Quelles questions vives ?
Par exemple, on a fait tout un travail sur la question écologique à l’Apses. Il nous semble que les programmes ne prennent pas la mesure des avancées en sciences sociales sur cette question. Ils continuent de présenter la croissance comme horizon. Cela nous semble manquer d’articulation générale : l’écologie amène à repenser l’ensemble des problématiques que nous enseignons déjà, la justice sociale, la croissance économique… C’est une entrée par laquelle nous aimerions que les programmes soient repensés à plus long terme.
Quels sont les chapitres supprimés ? Comment interpréter ces choix ?

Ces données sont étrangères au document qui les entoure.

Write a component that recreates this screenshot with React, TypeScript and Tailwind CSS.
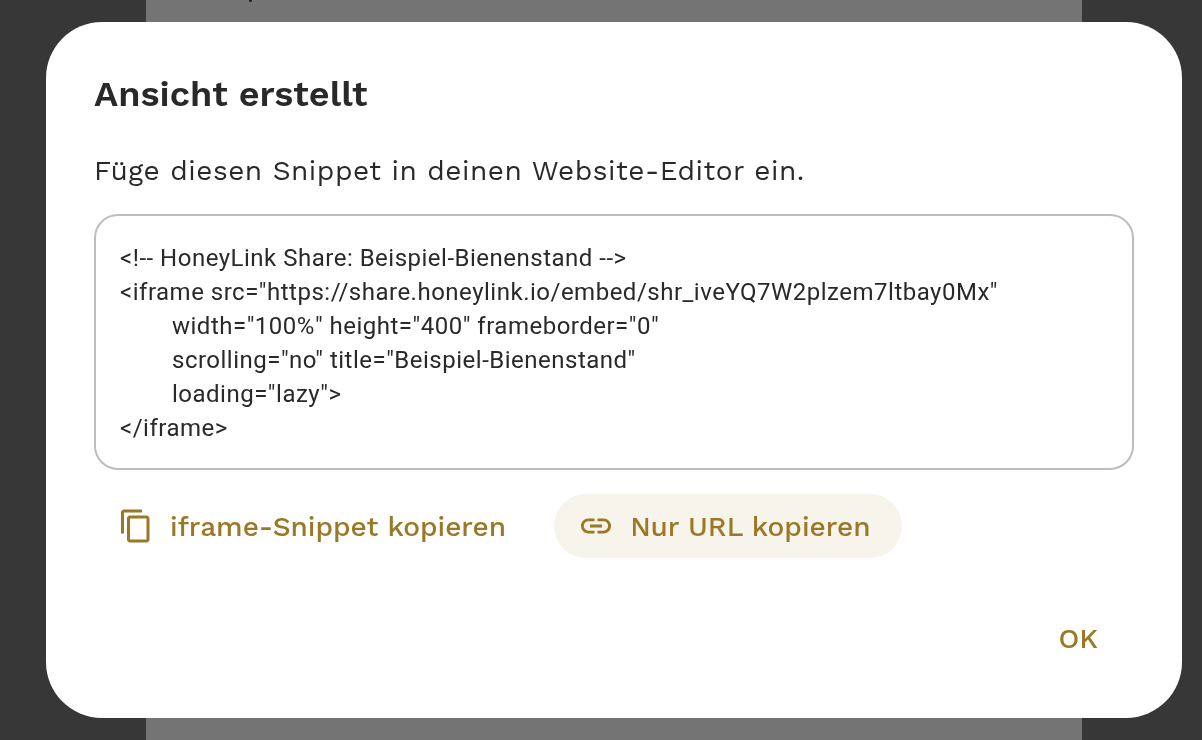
import React from 'react';

const gold = 'text-[#9a7826]';
const workSans = "font-['Work_Sans','Inter','Liberation_Sans',sans-serif]";

const CopyIcon = () => (
  <svg viewBox="0 0 24 24" className="w-9 h-9 fill-current shrink-0">
    <path d="M16 1H4c-1.1 0-2 .9-2 2v14h2V3h12V1zm3 4H8c-1.1 0-2 .9-2 2v14c0 1.1.9 2 2 2h11c1.1 0 2-.9 2-2V7c0-1.1-.9-2-2-2zm0 16H8V7h11v14z" />
  </svg>
);

const LinkIcon = () => (
  <svg viewBox="0 0 24 24" className="w-9 h-9 fill-current shrink-0">
    <path d="M3.9 12c0-1.71 1.39-3.1 3.1-3.1h4V7H7c-2.76 0-5 2.24-5 5s2.24 5 5 5h4v-1.9H7c-1.71 0-3.1-1.39-3.1-3.1zM8 13h8v-2H8v2zm9-6h-4v1.9h4c1.71 0 3.1 1.39 3.1 3.1s-1.39 3.1-3.1 3.1h-4V17h4c2.76 0 5-2.24 5-5s-2.24-5-5-5z" />
  </svg>
);

export default function App() {
  return (
    <div className="relative h-screen overflow-hidden bg-[#373737] flex">
      {/* Page behind the scrim */}
      <div className="ml-[146px] w-[936px] h-full bg-[#747474]">
        <div className="ml-[103px] w-[3px] h-[2px] rounded-b-full bg-[#222222]" />
      </div>

      {/* Dialog */}
      <div className={`absolute left-[46px] top-[22px] w-[1136px] h-[696px] bg-white rounded-[56px] p-12 flex flex-col will-change-transform ${workSans}`}>
        <h1 className="text-4xl leading-[48px] font-semibold text-[#2b2829]">Ansicht erstellt</h1>

        <p className="mt-[33px] text-[28px] leading-[40px] tracking-[0.5px] text-[#2b2829]">
          Füge diesen Snippet in deinen Website-Editor ein.
        </p>

        <div className="mt-[23px] h-[256px] border-2 border-[#bdbdbd] rounded-3xl px-6 pt-[25px] font-['Roboto',sans-serif] text-2xl leading-[34px] tracking-[0.5px] text-[#2b2829]">
          <div>{'<!-- HoneyLink Share: Beispiel-Bienenstand -->'}</div>
          <div>{'<iframe src="https://share.honeylink.io/embed/shr_iveYQ7W2plzem7ltbay0Mx"'}</div>
          <div className="pl-[52px]">{'width="100%" height="400" frameborder="0"'}</div>
          <div className="pl-[52px]">{'scrolling="no" title="Beispiel-Bienenstand"'}</div>
          <div className="pl-[52px]">{'loading="lazy">'}</div>
          <div>{'</iframe>'}</div>
        </div>

        <div className={`mt-6 flex gap-6 text-[28px] font-medium ${gold}`}>
          <button className="h-16 px-6 rounded-full flex items-center gap-4">
            <CopyIcon />
            <span className="pt-[1px]">iframe-Snippet kopieren</span>
          </button>
          <button className="h-16 pl-6 pr-8 rounded-full flex items-center gap-4 bg-[#f7f4ec]">
            <LinkIcon />
            <span className="pt-[1px]">Nur URL kopieren</span>
          </button>
        </div>

        <div className="mt-auto flex justify-end">
          <button className={`h-16 px-9 -mb-[1px] rounded-full text-[28px] font-medium ${gold}`}>OK</button>
        </div>
      </div>
    </div>
  );
}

Les trois chapitres allégés sont porteurs de questionnements qui nous paraissent essentiels : école, crise financière, justice sociale. C’est le seul moment où les élèves entendent parler de services publics, d’impôts, de redistribution. Le chapitre sur l’école parle de inégalités scolaires, et donc apporte un regard critique sur le système éducatif et les inégalités. Le chapitre sur les crises financières aborde les questionnements macro-économiques dans une perspective historique. Enlever ces chapitres conduit à appauvrir les questionnements des élèves, ce n’est pas anodin. Alléger est toujours compliqué mais il s’agit là de chapitres porteurs d’une réflexion sur des questions de société avec une dimension critique et pluridisciplinaire. Pour nous, cela pose problème du point de vue de la formation du citoyen comme du pluralisme des approches sociales.
Quelles perspectives avez-vous aujourd’hui ?

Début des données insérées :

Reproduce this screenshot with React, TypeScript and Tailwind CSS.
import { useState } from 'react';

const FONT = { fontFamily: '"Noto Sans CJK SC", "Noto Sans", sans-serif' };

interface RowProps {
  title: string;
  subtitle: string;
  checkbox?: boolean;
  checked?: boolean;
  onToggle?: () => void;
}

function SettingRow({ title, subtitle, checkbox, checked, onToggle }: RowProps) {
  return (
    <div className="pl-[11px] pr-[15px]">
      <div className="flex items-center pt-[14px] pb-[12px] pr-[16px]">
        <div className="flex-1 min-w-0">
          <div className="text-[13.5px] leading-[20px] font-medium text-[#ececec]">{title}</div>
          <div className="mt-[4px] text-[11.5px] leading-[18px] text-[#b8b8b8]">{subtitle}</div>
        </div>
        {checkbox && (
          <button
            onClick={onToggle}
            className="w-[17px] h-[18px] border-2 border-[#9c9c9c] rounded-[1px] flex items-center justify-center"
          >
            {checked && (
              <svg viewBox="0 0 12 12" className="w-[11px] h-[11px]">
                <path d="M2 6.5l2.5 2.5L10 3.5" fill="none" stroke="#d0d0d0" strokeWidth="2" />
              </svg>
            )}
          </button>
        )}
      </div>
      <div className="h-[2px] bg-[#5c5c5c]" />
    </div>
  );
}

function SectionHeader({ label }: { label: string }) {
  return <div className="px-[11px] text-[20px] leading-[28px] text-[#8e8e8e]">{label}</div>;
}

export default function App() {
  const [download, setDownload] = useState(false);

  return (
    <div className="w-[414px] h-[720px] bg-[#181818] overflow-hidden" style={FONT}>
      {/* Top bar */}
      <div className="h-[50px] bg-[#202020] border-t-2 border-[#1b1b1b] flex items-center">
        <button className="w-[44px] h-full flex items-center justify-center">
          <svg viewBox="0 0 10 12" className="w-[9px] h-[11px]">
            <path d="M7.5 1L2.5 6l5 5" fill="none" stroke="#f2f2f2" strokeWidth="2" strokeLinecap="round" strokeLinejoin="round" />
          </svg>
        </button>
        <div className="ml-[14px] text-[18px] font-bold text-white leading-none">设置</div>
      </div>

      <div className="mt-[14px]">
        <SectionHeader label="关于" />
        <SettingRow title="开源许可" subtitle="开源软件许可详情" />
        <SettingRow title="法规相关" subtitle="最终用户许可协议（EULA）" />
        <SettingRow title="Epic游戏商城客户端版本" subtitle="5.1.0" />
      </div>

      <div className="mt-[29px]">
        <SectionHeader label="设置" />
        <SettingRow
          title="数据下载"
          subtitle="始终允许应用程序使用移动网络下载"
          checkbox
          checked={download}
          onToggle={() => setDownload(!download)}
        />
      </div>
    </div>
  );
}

La Dgesco nous a reçus le 10 septembre et nous a confirmé la publication de la note de service au BO. Comme toute note de service, elle est potentiellement modifiable pour les sessions postérieures à 2025. Nous avons demandé un travail de concertation. A ce stade, la porte n’est donc pas complètement fermée. Nous sommes en attente du nouveau ministre, de son cabinet pour éventuellement engager le travail, qui sera dans leur perspective, un travail d’allègement. Ils ne pensent pas aujourd’hui saisir le Conseil supérieur des programmes. Nous souhaitons engager rapidement et de manière concertée un travail de réécriture des programmes de SES.